En l’espèce, un salarié a été licencié le 26 août 2013. Pour mettre un terme au litige les opposant, ce salarié et son employeur ont conclu, le 11 décembre 2013, un accord transactionnel prévoyant notamment le versement à l’intéressé de la somme de 310 000 euros net à titre de dommages et intérêts. Le salarié, estimant que cette somme correspondait à une indemnité pour licenciement abusif sans cause réelle et sérieuse, a indiqué sur sa déclaration de revenus pour l’année 2014 qu’elle n’avait pas à être soumise à l’impôt sur le revenu. Toutefois, à la suite d’un contrôle de sa déclaration de revenus courant 2016, l’administration a réintégré cette indemnité dans les revenus imposables de l’intéressé.
Le contribuable a demandé la décharge de la cotisation supplémentaire d’impôt sur le revenu, et des pénalités, auxquelles il a été assujetti à raison de la réintégration de cette somme. Estimant que cette somme n’était pas imposable, il a fait appel du jugement par lequel le tribunal administratif de Paris rejette sa demande.
La Cour d’appel rappelle les termes de l’article 12 du code général des impôts : » L’impôt est dû chaque année à raison des bénéfices ou revenus que le contribuable réalise ou dont il dispose au cours de la même année » et de l’article 156 du même code : » L’impôt sur le revenu est établi d’après le montant total du revenu net annuel dont dispose chaque foyer fiscal. Ce revenu net est déterminé eu égard aux propriétés et aux capitaux que possèdent les membres du foyer fiscal désignés aux 1 et 3 de l’article 6, aux professions qu’ils exercent, aux traitements, salaires, pensions et rentes viagères dont ils jouissent ainsi qu’aux bénéfices de toutes opérations lucratives auxquelles ils se livrent (…) « . Il résulte de la combinaison de ces dispositions que les sommes à retenir, au titre d’une année déterminée, pour l’assiette de l’impôt sur le revenu, sont celles qui, au cours de cette année, ont été mises à la disposition du contribuable, soit par voie de paiement, soit par voie d’inscription à un compte courant sur lequel l’intéressé a opéré, ou aurait pu opérer un prélèvement au plus tard le 31 décembre.
Par ailleurs, selon l’article 53 de la loi du 31 décembre 1971, les avocats qui reçoivent des fonds pour le compte de leurs clients les déposent, dans une caisse créée obligatoirement à cette fin par chaque barreau ou en commun par plusieurs barreaux et en effectuent le règlement. Ainsi les fonds reçus par les avocats sont déposés à un compte ouvert au nom de la caisse des règlements pécuniaires des avocats (dite CARPA) dans les écritures d’une banque ou de la caisse des dépôts et consignations. Les fonds doivent être reversés au bénéficiaire dès la justification de l’encaissement définitif et dans le respect des conventions de délais de bonne fin.

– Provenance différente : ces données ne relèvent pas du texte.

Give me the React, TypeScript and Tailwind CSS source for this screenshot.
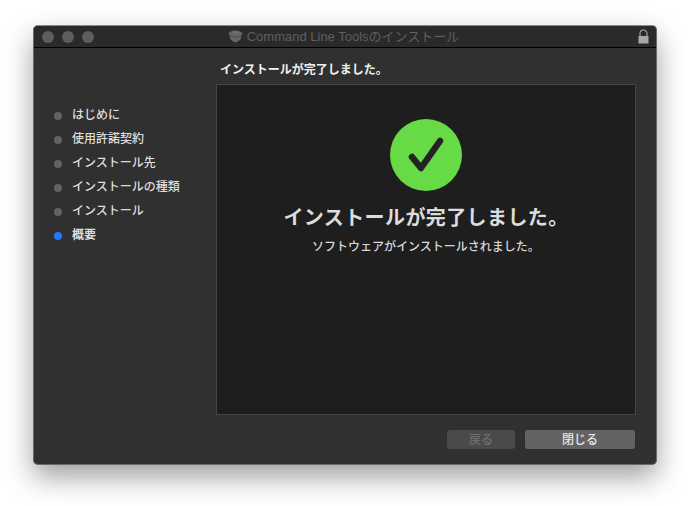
import React from 'react';

const FONT = "font-['Liberation_Sans','Noto_Sans_CJK_JP',sans-serif]";

const steps = [
  { label: 'はじめに' },
  { label: '使用許諾契約' },
  { label: 'インストール先' },
  { label: 'インストールの種類' },
  { label: 'インストール' },
  { label: '概要', active: true },
];

const TrafficLight = () => <span className="w-3 h-3 rounded-full bg-[#5e5e5e]" />;

const PackageIcon = () => (
  <svg width="15" height="13" viewBox="0 0 15 13" className="mr-[4px]">
    <path d="M0.5 3 L4 1 L7.5 0.3 L11 1 L14.5 3 L13.5 5.5 L12.5 9.5 L7.5 12.7 L2.5 9.5 L1.5 5.5 Z" fill="#666666" />
    <path d="M2 5.5 L7.5 7.5 L13 5.5" fill="none" stroke="#4d4d4d" strokeWidth="1" />
    <path d="M4 2 L7.5 3.5 L11 2" fill="none" stroke="#787878" strokeWidth="1" />
  </svg>
);

const LockIcon = () => (
  <svg width="11" height="15" viewBox="0 0 11 15">
    <path d="M2 7 V4.5 a3.5 3.5 0 0 1 7 0 V7" fill="none" stroke="#a8a8a8" strokeWidth="1.1" />
    <rect x="0.5" y="7" width="10" height="7.5" fill="#a8a8a8" />
  </svg>
);

const CheckBadge = () => (
  <svg width="72" height="72" viewBox="0 0 72 72">
    <circle cx="36" cy="36" r="36" fill="#66db46" />
    <path d="M22 38 L31 49 L50 22" fill="none" stroke="#232323" strokeWidth="6.5" strokeLinecap="round" strokeLinejoin="round" />
  </svg>
);

export default function App() {
  return (
    <div className={`${FONT} w-[690px] h-[506px] bg-white pt-[25px] pl-[33px] overflow-hidden`}>
      <div className="w-[624px] h-[440px] flex flex-col rounded-[5px] bg-[#303030] border border-[#6a6a6a] border-t-[#8a8a8a] shadow-[0_12px_28px_rgba(0,0,0,0.38)] overflow-hidden">
        <div className="relative h-[22px] shrink-0 flex items-center justify-between pl-[8px] pr-[7px] bg-[#2a2a2a] border-b border-black">
          <div className="flex gap-[8px]">
            <TrafficLight />
            <TrafficLight />
            <TrafficLight />
          </div>
          <div className="absolute inset-0 flex items-center justify-center pr-[3px]">
            <PackageIcon />
            <span className="text-[13px] leading-none text-[#5f5f5f]">Command Line Toolsのインストール</span>
          </div>
          <LockIcon />
        </div>

        <div className="flex-1 flex min-h-0">
          <ul className="w-[182px] shrink-0 pt-[55px] pl-[20px]">
            {steps.map((s) => (
              <li key={s.label} className="h-[24px] flex items-center gap-[10px]">
                <span className={`w-2 h-2 mt-[2px] rounded-full ${s.active ? 'bg-[#1f78ff]' : 'bg-[#636363]'}`} />
                <span className={`text-[12px] text-[#dedede] ${s.active ? 'font-bold' : 'font-medium'}`}>{s.label}</span>
              </li>
            ))}
          </ul>

          <div className="flex-1 flex flex-col pr-[20px]">
            <div className="h-[36px] shrink-0 pl-[4px] pt-[13px] text-[12px] leading-[18px] font-bold text-[#f0f0f0]">
              インストールが完了しました。
            </div>
            <div className="h-[331px] shrink-0 flex flex-col items-center bg-[#1e1e1e] border border-[#444444] pt-[34px]">
              <CheckBadge />
              <div className="mt-[13px] text-[20px] leading-[28px] tracking-[0.4px] font-bold text-[#dcdcdc]">インストールが完了しました。</div>
              <div className="mt-[6px] text-[12px] leading-[18px] font-medium text-[#d8d8d8]">ソフトウェアがインストールされました。</div>
            </div>
            <div className="flex justify-end gap-[10px] pt-[15px] pr-[1px]">
              <button className="w-[68px] h-[19px] rounded-[3px] bg-[#4a4a4a] text-[12px] leading-none font-medium text-[#6f6f6f]">戻る</button>
              <button className="w-[110px] h-[19px] rounded-[3px] bg-[#636363] text-[12px] leading-none font-medium text-[#e6e6e6]">閉じる</button>
            </div>
          </div>
        </div>
      </div>
    </div>
  );
}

Il résulte de la combinaison de ces textes que la CARPA est destinataire de l’ensemble des fonds reçus par les avocats pour le compte de leurs clients et qu’un avocat ne peut procéder à un règlement pécuniaire à l’attention de l’un d’eux que par l’intermédiaire de cette caisse. En outre, la CARPA doit pouvoir procéder, avant tout reversement des fonds, à un contrôle portant notamment sur l’identité des parties concernées par l’opération, le lien avec les actes juridiques ou judiciaires de l’avocat et la disponibilité des fonds. Il suit de là que la personne qui doit recevoir des fonds par l’intermédiaire de son avocat doit être regardée comme ayant à sa disposition la somme qui lui est due, pour sa soumission à l’impôt sur le revenu, dès lors que la CARPA a encaissé les fonds en cause et, sur instruction de l’avocat titulaire du compte CARPA, a procédé au reversement à son profit, à partir du sous-compte correspondant.
Dans l’espèce précitée, l’employeur a fait procéder, le 11 décembre 2013, à la suite de la signature d’un protocole transactionnel daté du même jour, au virement de la somme de 310 000 euros, correspondant aux dommages et intérêts accordés en réparation du préjudice subi par le salarié sur le compte ouvert par la CARPA au nom de son avocat. La CARPA a effectué, le 26 décembre 2013, un virement au profit du client de l’avocat, qui doit donc être regardé comme ayant pu disposer de l’indemnité au plus tard le 26 décembre 2013.
En conséquence, la Cour d’appel de Paris énonce que l’indemnité de licenciement perçue était imposable au titre des revenus de l’année 2013 et l’administration n’était, dès lors, pas fondée à mettre à la charge du salarié des cotisations supplémentaires d’impôt sur le revenu au titre de l’année 2014, et ce alors même que son contrat de travail a pris fin au cours de l’année 2014 et que l’administration affirmait n’avoir eu connaissance de ces modalités qu’à l’occasion du contrôle sur pièces courant 2016. Il en résulte l’annulation du jugement attaqué ainsi que la décharge de la cotisation supplémentaire d’impôt sur le revenu et des pénalités correspondantes auxquelles il a été assujetti au titre de l’année 2014.